Años después, Maradona reconoció que el primer gol lo hizo con la mano pero no se arrepintió: "Les ofrezco mil disculpas a los ingleses, de verdad, pero volvería a hacerlo una y mil veces. Les robé la billetera sin que se dieran cuenta, sin que pestañearan".
Si los ingleses se robaron las islas, ¿por qué no robarles la billetera y hacerles un gol con la mano?
Ese es Maradona: la argentinidad al palo, la expresión futbolística de un país mancillado y ocupado que, si bien no recuperó las islas, sí se tomó la revancha.
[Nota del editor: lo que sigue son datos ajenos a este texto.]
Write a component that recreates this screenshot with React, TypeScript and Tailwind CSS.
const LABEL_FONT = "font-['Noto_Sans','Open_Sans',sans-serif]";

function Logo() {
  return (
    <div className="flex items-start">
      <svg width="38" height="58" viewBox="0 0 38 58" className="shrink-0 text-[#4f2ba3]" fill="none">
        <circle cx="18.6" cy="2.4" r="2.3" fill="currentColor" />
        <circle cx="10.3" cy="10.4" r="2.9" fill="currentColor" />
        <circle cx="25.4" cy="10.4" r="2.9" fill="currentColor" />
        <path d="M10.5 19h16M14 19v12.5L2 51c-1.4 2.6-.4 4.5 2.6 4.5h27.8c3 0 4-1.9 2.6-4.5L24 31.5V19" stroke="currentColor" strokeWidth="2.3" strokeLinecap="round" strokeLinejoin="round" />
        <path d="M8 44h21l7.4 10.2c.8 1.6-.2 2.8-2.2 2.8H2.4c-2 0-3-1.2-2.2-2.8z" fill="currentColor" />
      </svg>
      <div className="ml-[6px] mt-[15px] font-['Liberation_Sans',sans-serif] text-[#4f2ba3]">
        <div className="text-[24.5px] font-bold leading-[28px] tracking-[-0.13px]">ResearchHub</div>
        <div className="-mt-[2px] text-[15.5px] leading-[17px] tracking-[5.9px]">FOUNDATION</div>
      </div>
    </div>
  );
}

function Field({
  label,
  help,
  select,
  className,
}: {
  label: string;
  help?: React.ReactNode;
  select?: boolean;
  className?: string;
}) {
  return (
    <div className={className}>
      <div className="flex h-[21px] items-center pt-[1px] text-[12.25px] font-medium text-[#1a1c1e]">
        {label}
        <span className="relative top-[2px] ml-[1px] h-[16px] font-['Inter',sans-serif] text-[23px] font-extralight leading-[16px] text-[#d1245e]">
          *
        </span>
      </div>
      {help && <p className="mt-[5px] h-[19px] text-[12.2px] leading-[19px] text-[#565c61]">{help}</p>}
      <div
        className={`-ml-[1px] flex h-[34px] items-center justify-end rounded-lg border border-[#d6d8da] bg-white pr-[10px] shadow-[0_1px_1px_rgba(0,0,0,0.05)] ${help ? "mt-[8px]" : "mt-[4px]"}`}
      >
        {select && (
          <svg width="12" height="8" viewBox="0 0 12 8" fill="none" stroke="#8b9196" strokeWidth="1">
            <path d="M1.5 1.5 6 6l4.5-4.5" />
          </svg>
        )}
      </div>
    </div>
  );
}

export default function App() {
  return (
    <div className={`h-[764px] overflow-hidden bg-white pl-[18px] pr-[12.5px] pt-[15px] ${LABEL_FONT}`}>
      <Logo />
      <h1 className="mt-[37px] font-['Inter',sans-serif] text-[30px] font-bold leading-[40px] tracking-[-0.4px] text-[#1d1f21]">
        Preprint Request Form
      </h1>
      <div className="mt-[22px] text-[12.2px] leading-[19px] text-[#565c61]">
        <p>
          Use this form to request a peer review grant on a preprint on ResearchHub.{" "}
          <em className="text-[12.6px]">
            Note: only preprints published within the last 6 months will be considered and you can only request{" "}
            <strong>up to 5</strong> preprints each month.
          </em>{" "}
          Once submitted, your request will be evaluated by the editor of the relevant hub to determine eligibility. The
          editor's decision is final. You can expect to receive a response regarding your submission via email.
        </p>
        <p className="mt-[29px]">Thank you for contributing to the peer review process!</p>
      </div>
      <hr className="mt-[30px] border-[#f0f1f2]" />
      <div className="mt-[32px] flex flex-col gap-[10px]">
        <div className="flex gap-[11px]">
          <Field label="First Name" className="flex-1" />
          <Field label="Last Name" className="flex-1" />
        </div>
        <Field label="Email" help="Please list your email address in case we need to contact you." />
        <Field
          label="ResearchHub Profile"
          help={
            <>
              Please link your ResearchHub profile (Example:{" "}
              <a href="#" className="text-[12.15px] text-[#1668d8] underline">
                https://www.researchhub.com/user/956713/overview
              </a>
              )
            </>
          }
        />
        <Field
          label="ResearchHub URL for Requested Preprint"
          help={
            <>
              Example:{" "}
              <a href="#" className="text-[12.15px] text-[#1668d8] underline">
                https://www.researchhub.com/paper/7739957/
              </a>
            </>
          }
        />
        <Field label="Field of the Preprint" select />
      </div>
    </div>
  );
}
El emblema de un país insumiso que le hizo una guerra a las principales potencias del mundo.
Si bien el objetivo de la genocida dictadura militar (1976-1983) que dio la orden de recuperar las islas era perpetuarse en el poder, lo cierto es que todo el pueblo se puso la camiseta de las Malvinas para apoyar a sus soldados, y al poco tiempo, también barrió con la dictadura permitiendo el retorno de la democracia en 1983.
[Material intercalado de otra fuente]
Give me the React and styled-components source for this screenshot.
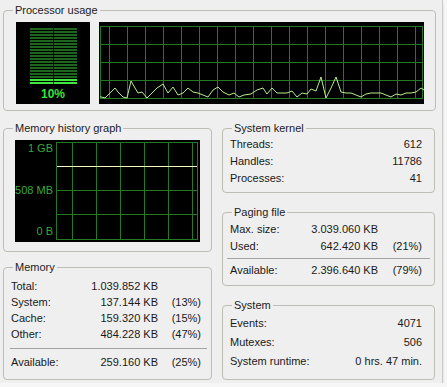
import React from 'react';
import styled, { createGlobalStyle } from 'styled-components';

const GlobalStyle = createGlobalStyle`
  html, body {
    margin: 0;
    padding: 0;
    background: #f6f6f6;
  }
  body {
    font-family: "Liberation Sans", Arial, sans-serif;
    font-size: 11px;
    color: #1a1a1a;
  }
`;

const Window = styled.div`
  box-sizing: border-box;
  width: 443px;
  height: 383px;
  padding: 4px 0 0 3px;
  background: #efefef;
  border-right: 1px solid #c9c9c9;
  box-shadow: 0 3px 2px -1px #3e4862;
`;

const Group = styled.fieldset`
  box-sizing: border-box;
  margin: 0;
  padding: 0;
  min-width: 0;
  width: ${({ $w }) => $w}px;
  height: ${({ $h }) => $h}px;
  border: 1px solid #bdbdb4;
  border-radius: 4px;
`;

const Legend = styled.legend`
  margin-left: 9px;
  padding: 0 2px;
  line-height: 13px;
  font-size: 11px;
  color: #222;
`;

const Body = styled.div`
  padding: ${({ $pad }) => $pad};
`;

const ProcessorBody = styled(Body)`
  display: flex;
  gap: 9px;
`;

const Meter = styled.div`
  width: 74px;
  height: 82px;
  background: #000;
  display: flex;
  flex-direction: column;
  align-items: center;
`;

const Bars = styled.div`
  margin-top: 6px;
  display: flex;
  flex-direction: column;
  gap: 1px;
`;

const BarRow = styled.div`
  display: flex;
  gap: 1px;
`;

const BarCell = styled.div`
  width: 23px;
  height: 2px;
  background: ${({ $lit }) => ($lit ? '#3ee83e' : '#1d661d')};
`;

const MeterValue = styled.div`
  margin-top: 4px;
  line-height: 13px;
  font-size: 12px;
  font-weight: bold;
  color: #3be03b;
`;

const CpuGraph = styled.svg`
  display: block;
  background: #000;
`;

const Lower = styled.div`
  display: flex;
  gap: 10px;
  margin-top: 11px;
`;

const Column = styled.div`
  display: flex;
  flex-direction: column;
  justify-content: space-between;
  height: 258px;
`;

const MemGraph = styled.div`
  width: 185px;
  height: 102px;
  background: #000;
  display: flex;
`;

const AxisLabels = styled.div`
  box-sizing: border-box;
  width: 38px;
  height: 102px;
  padding: 2px 0 4px;
  display: flex;
  flex-direction: column;
  justify-content: space-between;
  text-align: right;
  line-height: 13px;
  color: #3aa83a;
`;

const MemGrid = styled.svg`
  display: block;
  margin: 2px 0 0 3px;
`;

const Row = styled.div`
  display: grid;
  grid-template-columns: ${({ $pct }) => ($pct ? `1fr auto ${$pct}px` : '1fr auto')};
  height: ${({ $h }) => $h}px;
  line-height: ${({ $h }) => $h}px;
  white-space: nowrap;
`;

const Value = styled.span`
  text-align: right;
`;

const Separator = styled.div`
  height: 1px;
  background: #a3a3a3;
  margin: ${({ $m }) => $m};
`;

const cpuPoints = [
  [100, 96.7], [105, 98], [110, 93], [115, 88], [118, 92], [123, 97], [127, 98],
  [131, 81], [135, 88], [138, 93], [142, 92], [147, 98], [152, 93], [157, 88],
  [163, 84], [168, 93], [173, 87], [178, 95], [183, 93], [188, 88], [193, 92],
  [198, 93], [203, 95], [208, 97], [213, 90], [218, 87], [223, 92], [229, 95],
  [234, 93], [239, 97], [244, 95], [251, 94], [257, 90], [263, 88], [267, 94],
  [272, 88], [277, 93], [287, 93], [292, 91], [297, 97], [302, 93], [307, 94],
  [311, 89], [316, 91], [321, 77], [326, 98], [331, 88], [336, 77], [341, 92],
  [346, 93], [351, 93], [356, 95], [361, 97], [366, 94], [371, 93], [376, 93],
  [381, 93], [386, 95], [391, 97], [396, 94], [401, 95], [406, 93], [411, 93],
  [416, 92], [421, 88], [424, 90],
];

const memory = [
  ['Total:', '1.039.852 KB', ''],
  ['System:', '137.144 KB', '(13%)'],
  ['Cache:', '159.320 KB', '(15%)'],
  ['Other:', '484.228 KB', '(47%)'],
];

const kernel = [
  ['Threads:', '612'],
  ['Handles:', '11786'],
  ['Processes:', '41'],
];

const system = [
  ['Events:', '4071'],
  ['Mutexes:', '506'],
  ['System runtime:', '0 hrs. 47 min.'],
];

function StatRows({ rows, h, pct }) {
  return rows.map(([label, value, extra]) => (
    <Row key={label} $h={h} $pct={pct}>
      <span>{label}</span>
      <Value>{value}</Value>
      {pct ? <Value>{extra}</Value> : null}
    </Row>
  ));
}

function CpuMeter() {
  const total = 19;
  const lit = 2;
  return (
    <Meter>
      <Bars>
        {Array.from({ length: total }, (_, i) => (
          <BarRow key={i}>
            <BarCell $lit={i >= total - lit} />
            <BarCell $lit={i >= total - lit} />
          </BarRow>
        ))}
      </Bars>
      <MeterValue>10%</MeterValue>
    </Meter>
  );
}

function CpuHistory() {
  const verticals = [];
  for (let x = 10.5; x < 324; x += 18) verticals.push(x);
  const horizontals = [4.5, 22.5, 40.5, 58.5, 76.5];
  const pts = cpuPoints.map(([x, y]) => `${x - 99},${y - 22}`).join(' ');
  return (
    <CpuGraph width="325" height="82" viewBox="0 0 325 82">
      <g stroke="#237a23" strokeWidth="1" shapeRendering="crispEdges">
        <line x1="1.5" y1="4" x2="1.5" y2="77" />
        <line x1="323.5" y1="4" x2="323.5" y2="77" />
        {verticals.map((x) => <line key={x} x1={x} y1="4" x2={x} y2="77" />)}
        {horizontals.map((y) => <line key={y} x1="1" y1={y} x2="324" y2={y} />)}
      </g>
      <polyline points={pts} fill="none" stroke="#b4ee88" strokeWidth="1" />
    </CpuGraph>
  );
}

function MemoryHistory() {
  return (
    <MemGraph>
      <AxisLabels>
        <span>1 GB</span>
        <span>508 MB</span>
        <span>0 B</span>
      </AxisLabels>
      <MemGrid width="142" height="98" viewBox="0 0 142 98">
        <g stroke="#237a23" strokeWidth="1" shapeRendering="crispEdges" fill="none">
          <rect x="0.5" y="0.5" width="141" height="97" />
          {[16.5, 40.5, 64.5, 88.5, 112.5, 136.5].map((x) => (
            <line key={x} x1={x} y1="0" x2={x} y2="98" />
          ))}
          {[48.5, 72.5].map((y) => <line key={y} x1="0" y1={y} x2="142" y2={y} />)}
        </g>
        <line x1="1" y1="24.5" x2="141" y2="24.5" stroke="#fbf7c8" strokeWidth="1" shapeRendering="crispEdges" />
      </MemGrid>
    </MemGraph>
  );
}

export default function App() {
  return (
    <>
      <GlobalStyle />
      <Window>
        <Group $w={433} $h={107}>
          <Legend>Processor usage</Legend>
          <ProcessorBody $pad="5px 10px 0 12px">
            <CpuMeter />
            <CpuHistory />
          </ProcessorBody>
        </Group>
        <Lower>
          <Column>
            <Group $w={209} $h={130}>
              <Legend>Memory history graph</Legend>
              <Body $pad="5px 0 0 11px">
                <MemoryHistory />
              </Body>
            </Group>
            <Group $w={209} $h={119}>
              <Legend>Memory</Legend>
              <Body $pad="4px 10px 0 7px">
                <StatRows rows={memory} h={16} pct={43} />
                <Separator $m="6px -6px 5px -1px" />
                <StatRows rows={[['Available:', '259.160 KB', '(25%)']]} h={16} pct={43} />
              </Body>
            </Group>
          </Column>
          <Column>
            <Group $w={213} $h={71}>
              <Legend>System kernel</Legend>
              <Body $pad="1px 12px 0 7px">
                <StatRows rows={kernel} h={17} />
              </Body>
            </Group>
            <Group $w={213} $h={80}>
              <Legend>Paging file</Legend>
              <Body $pad="2px 12px 0 7px">
                <StatRows
                  rows={[['Max. size:', '3.039.060 KB', ''], ['Used:', '642.420 KB', '(21%)']]}
                  h={17}
                  pct={44}
                />
                <Separator $m="3px -8px 3px -3px" />
                <StatRows rows={[['Available:', '2.396.640 KB', '(79%)']]} h={17} pct={44} />
              </Body>
            </Group>
            <Group $w={213} $h={81}>
              <Legend>System</Legend>
              <Body $pad="2px 12px 0 7px">
                <StatRows rows={system} h={19} />
              </Body>
            </Group>
          </Column>
        </Lower>
      </Window>
    </>
  );
}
Por eso, hasta el día de hoy, uno de los cánticos más populares en las canchas argentinas sigue siendo: "El que no salta es un inglés".
1990, Italia, siamo fuori
El joven nacido en Villa Fiorito, una villa pobre de Avellaneda, al sur de la ciudad de Buenos Aires, contó que su mamá siempre decía que le dolía el estómago a la hora del almuerzo para repartirles más comida a sus hijos. Con esa pobreza en la sangre, Diego repitió la hazaña de 1986 en Italia.
Los napolitanos tocaron el cielo con las manos: con su botín, el Napoli llegó a la cima del fútbol italiano y europeo. En 1987, al regresar tras haber ganado la Copa Mundo, Maradona se encargó de que el norte italiano respete al sur. La Juventus, la Roma, el Milan, caían vencidos ante el Diez. El Napoli obtuvo su primer Scudetto en 1987, luego conquistó otro, además de una Copa de Italia, una Supercopa de Italia y la Copa UEFA.
"Esto es para la Italia rica, que se piensan que Nápoles es el norte de África", dijo Diego. Por eso, su muerte se lloró tanto en las calles napolitanas como en la Boca, y a partir de ahora el estadio de la ciudad italiana se llamará Diego Armando Maradona.
Un Mundial más. Italia 1990. Argentina defendía su Copa 1986, pero el certamen había sido perfectamente diseñado para que el país anfitrión fuera el campeón, como correspondía a toda una potencia futbolística.
Con su genialidad y la insuperable actuación del arquero Sergio Goycoechea, que atajó dos penales en la definición final, la escuadra azzura se quedó sin fiesta. Pasó a la historia la frase final del comentarista italiano, en un estadio enmudecido: "Siamo fuori".
Imperdonable, y Argentina lo pagó caro. En la final contra Alemania, el 8 de julio de 1990, todo el Estadio Olímpico de Roma chifló el himno argentino. Un desafiante Maradona les gritó desde la cancha frente a las cámaras de televisión: "Hijos de puta, hijos de puta".
Argentina perdió por un penal que no fue, como ha sido reconocido por los mismos alemanes, pero el dolor de la derrota nunca opacará el hecho de que Diego eliminó a Italia en su propia casa y puso a Nápoles tan arriba como Milán.
Diego es Malvinas, Diego es Nápoles, Diego es Argentina, Diego es la reivindicación contra Inglaterra, del Sur contra el Norte, de los olvidados contra los poderosos.